Given problem:
Repeat every line of the listing below exactly, minus the pictures.

Data block:
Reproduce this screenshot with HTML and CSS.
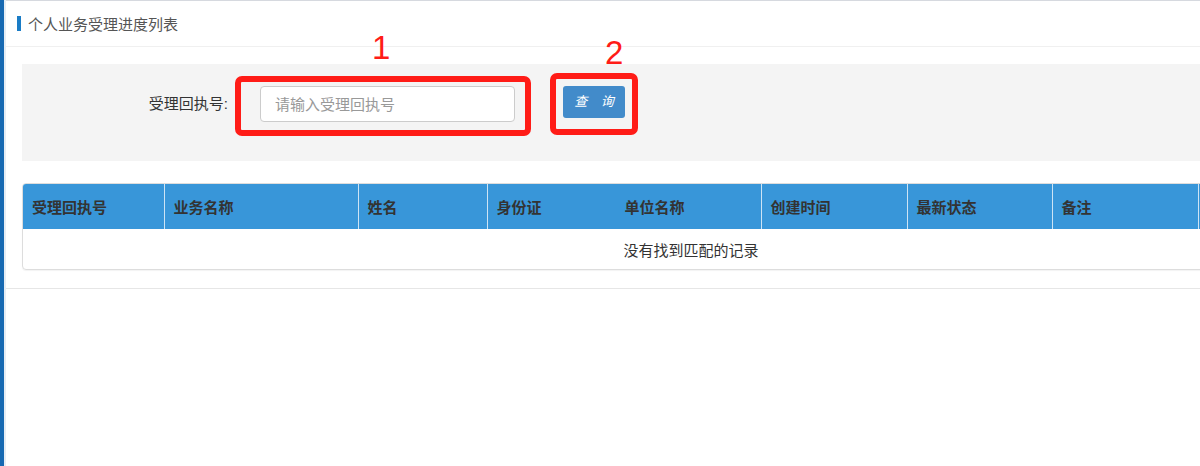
FILE: index.html
```html
<!DOCTYPE html>
<html lang="zh-CN">

<head>
    <meta charset="UTF-8">
    <meta name="viewport" content="width=device-width, initial-scale=1.0">
    <title>个人业务受理进度列表</title>
    <link rel="stylesheet" href="styles.css">
</head>

<body>
    <div class="side"></div>
    <div class="side_gap"></div>
    <div class="panel">
        <div class="panel_title"><span class="title_bar"></span>个人业务受理进度列表</div>
        <div class="panel_body">
            <div class="search_box">
                <label class="search_label">受理回执号:</label>
                <input type="text" class="search_input" placeholder="请输入受理回执号">
                <a href="javascript:;" class="search_btn">查 询</a>
                <!-- 标注 -->
                <div class="mark mark_1"></div>
                <div class="mark mark_2"></div>
                <span class="mark_num num_1">1</span>
                <span class="mark_num num_2">2</span>
            </div>
            <div class="table_wrap">
                <table class="data_table">
                    <colgroup>
                        <col style="width:141px">
                        <col style="width:194px">
                        <col style="width:129px">
                        <col style="width:128px">
                        <col style="width:146px">
                        <col style="width:146px">
                        <col style="width:145px">
                        <col style="width:146px">
                        <col>
                    </colgroup>
                    <thead>
                        <tr>
                            <th>受理回执号</th>
                            <th>业务名称</th>
                            <th>姓名</th>
                            <th class="no_line">身份证</th>
                            <th>单位名称</th>
                            <th>创建时间</th>
                            <th>最新状态</th>
                            <th>备注</th>
                            <th></th>
                        </tr>
                    </thead>
                    <tbody>
                        <tr>
                            <td colspan="9" class="empty">没有找到匹配的记录</td>
                        </tr>
                    </tbody>
                </table>
            </div>
        </div>
    </div>
</body>

</html>
```

FILE: styles.css
```css
* {
    margin: 0;
    padding: 0;
    box-sizing: border-box;
}

a {
    text-decoration: none;
}

body {
    display: flex;
    align-items: flex-start;
    height: 466px;
    overflow: hidden;
    background-color: #fff;
    font-family: "Liberation Sans", "Noto Sans CJK SC", sans-serif;
    font-size: 15px;
    color: #333;
}

.side {
    flex: none;
    width: 4px;
    height: 466px;
    background-color: #1769b2;
}

.side_gap {
    flex: none;
    width: 2px;
    height: 466px;
    background-color: #e6edf4;
}

.panel {
    flex: 1;
    min-width: 0;
    overflow: hidden;
    border-top: 1px solid #d6d9df;
    border-bottom: 1px solid #e6e6e6;
}

.panel_title {
    display: flex;
    align-items: center;
    height: 46px;
    padding-left: 11px;
    border-bottom: 1px solid #f0f0f0;
    color: #555;
    font-size: 15px;
}

.title_bar {
    display: inline-block;
    width: 4px;
    height: 15px;
    margin-right: 7px;
    background-color: #1a7cc6;
}

.panel_body {
    padding: 17px 0 18px 16px;
}

.search_box {
    position: relative;
    display: flex;
    align-items: flex-start;
    height: 97px;
    padding-top: 22px;
    background-color: #f4f4f4;
}

.search_label {
    width: 206px;
    line-height: 36px;
    text-align: right;
    color: #333;
}

.search_input {
    width: 255px;
    height: 36px;
    margin-left: 32px;
    padding-left: 14px;
    border: 1px solid #ccc;
    border-radius: 4px;
    background-color: #fff;
    font-family: inherit;
    font-size: 15px;
    outline: none;
}

.search_input::placeholder {
    color: #999;
}

.search_btn {
    width: 62px;
    height: 32px;
    margin-left: 48px;
    border-radius: 3px;
    background-color: #428bca;
    color: #fff;
    font-size: 13px;
    font-style: italic;
    line-height: 32px;
    text-align: center;
    letter-spacing: 5px;
    text-indent: 5px;
}

.mark {
    position: absolute;
    border: 6px solid #ff1c17;
    border-radius: 7px;
}

.mark_1 {
    left: 213px;
    top: 12px;
    width: 296px;
    height: 60px;
}

.mark_2 {
    left: 528px;
    top: 9px;
    width: 88px;
    height: 62px;
}

.mark_num {
    position: absolute;
    color: #ff1c17;
    font-size: 33px;
    line-height: 1;
}

.num_1 {
    left: 350px;
    top: -33px;
}

.num_2 {
    left: 583px;
    top: -28px;
}

.table_wrap {
    width: 1338px;
    margin-top: 22px;
    border: 1px solid #ddd;
    border-radius: 4px;
    box-shadow: 0 1px 1px rgba(0, 0, 0, .05);
    overflow: hidden;
}

.data_table {
    width: 100%;
    table-layout: fixed;
    border-collapse: collapse;
}

.data_table th {
    height: 45px;
    padding-left: 9px;
    border-left: 1px solid #cde4f5;
    background-color: #3896d9;
    color: #333;
    font-weight: bold;
    text-align: left;
}

.data_table th:first-child {
    border-left: none;
}

.data_table th.no_line + th {
    border-left-color: #3896d9;
}

.data_table td.empty {
    height: 40px;
    text-align: center;
    color: #333;
}
```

The output:
Reproduce this screenshot with HTML and CSS.
FILE: index.html
```html
<!DOCTYPE html>
<html lang="zh-CN">

<head>
    <meta charset="UTF-8">
    <meta name="viewport" content="width=device-width, initial-scale=1.0">
    <title>个人业务受理进度列表</title>
    <link rel="stylesheet" href="styles.css">
</head>

<body>
    <div class="side"></div>
    <div class="side_gap"></div>
    <div class="panel">
        <div class="panel_title"><span class="title_bar"></span>个人业务受理进度列表</div>
        <div class="panel_body">
            <div class="search_box">
                <label class="search_label">受理回执号:</label>
                <input type="text" class="search_input" placeholder="请输入受理回执号">
                <a href="javascript:;" class="search_btn">查 询</a>
                <!-- 标注 -->
                <div class="mark mark_1"></div>
                <div class="mark mark_2"></div>
                <span class="mark_num num_1">1</span>
                <span class="mark_num num_2">2</span>
            </div>
            <div class="table_wrap">
                <table class="data_table">
                    <colgroup>
                        <col style="width:141px">
                        <col style="width:194px">
                        <col style="width:129px">
                        <col style="width:128px">
                        <col style="width:146px">
                        <col style="width:146px">
                        <col style="width:145px">
                        <col style="width:146px">
                        <col>
                    </colgroup>
                    <thead>
                        <tr>
                            <th>受理回执号</th>
                            <th>业务名称</th>
                            <th>姓名</th>
                            <th class="no_line">身份证</th>
                            <th>单位名称</th>
                            <th>创建时间</th>
                            <th>最新状态</th>
                            <th>备注</th>
                            <th></th>
                        </tr>
                    </thead>
                    <tbody>
                        <tr>
                            <td colspan="9" class="empty">没有找到匹配的记录</td>
                        </tr>
                    </tbody>
                </table>
            </div>
        </div>
    </div>
</body>

</html>
```

FILE: styles.css
```css
* {
    margin: 0;
    padding: 0;
    box-sizing: border-box;
}

a {
    text-decoration: none;
}

body {
    display: flex;
    align-items: flex-start;
    height: 466px;
    overflow: hidden;
    background-color: #fff;
    font-family: "Liberation Sans", "Noto Sans CJK SC", sans-serif;
    font-size: 15px;
    color: #333;
}

.side {
    flex: none;
    width: 4px;
    height: 466px;
    background-color: #1769b2;
}

.side_gap {
    flex: none;
    width: 2px;
    height: 466px;
    background-color: #e6edf4;
}

.panel {
    flex: 1;
    min-width: 0;
    overflow: hidden;
    border-top: 1px solid #d6d9df;
    border-bottom: 1px solid #e6e6e6;
}

.panel_title {
    display: flex;
    align-items: center;
    height: 46px;
    padding-left: 11px;
    border-bottom: 1px solid #f0f0f0;
    color: #555;
    font-size: 15px;
}

.title_bar {
    display: inline-block;
    width: 4px;
    height: 15px;
    margin-right: 7px;
    background-color: #1a7cc6;
}

.panel_body {
    padding: 17px 0 18px 16px;
}

.search_box {
    position: relative;
    display: flex;
    align-items: flex-start;
    height: 97px;
    padding-top: 22px;
    background-color: #f4f4f4;
}

.search_label {
    width: 206px;
    line-height: 36px;
    text-align: right;
    color: #333;
}

.search_input {
    width: 255px;
    height: 36px;
    margin-left: 32px;
    padding-left: 14px;
    border: 1px solid #ccc;
    border-radius: 4px;
    background-color: #fff;
    font-family: inherit;
    font-size: 15px;
    outline: none;
}

.search_input::placeholder {
    color: #999;
}

.search_btn {
    width: 62px;
    height: 32px;
    margin-left: 48px;
    border-radius: 3px;
    background-color: #428bca;
    color: #fff;
    font-size: 13px;
    font-style: italic;
    line-height: 32px;
    text-align: center;
    letter-spacing: 5px;
    text-indent: 5px;
}

.mark {
    position: absolute;
    border: 6px solid #ff1c17;
    border-radius: 7px;
}

.mark_1 {
    left: 213px;
    top: 12px;
    width: 296px;
    height: 60px;
}

.mark_2 {
    left: 528px;
    top: 9px;
    width: 88px;
    height: 62px;
}

.mark_num {
    position: absolute;
    color: #ff1c17;
    font-size: 33px;
    line-height: 1;
}

.num_1 {
    left: 350px;
    top: -33px;
}

.num_2 {
    left: 583px;
    top: -28px;
}

.table_wrap {
    width: 1338px;
    margin-top: 22px;
    border: 1px solid #ddd;
    border-radius: 4px;
    box-shadow: 0 1px 1px rgba(0, 0, 0, .05);
    overflow: hidden;
}

.data_table {
    width: 100%;
    table-layout: fixed;
    border-collapse: collapse;
}

.data_table th {
    height: 45px;
    padding-left: 9px;
    border-left: 1px solid #cde4f5;
    background-color: #3896d9;
    color: #333;
    font-weight: bold;
    text-align: left;
}

.data_table th:first-child {
    border-left: none;
}

.data_table th.no_line + th {
    border-left-color: #3896d9;
}

.data_table td.empty {
    height: 40px;
    text-align: center;
    color: #333;
}
```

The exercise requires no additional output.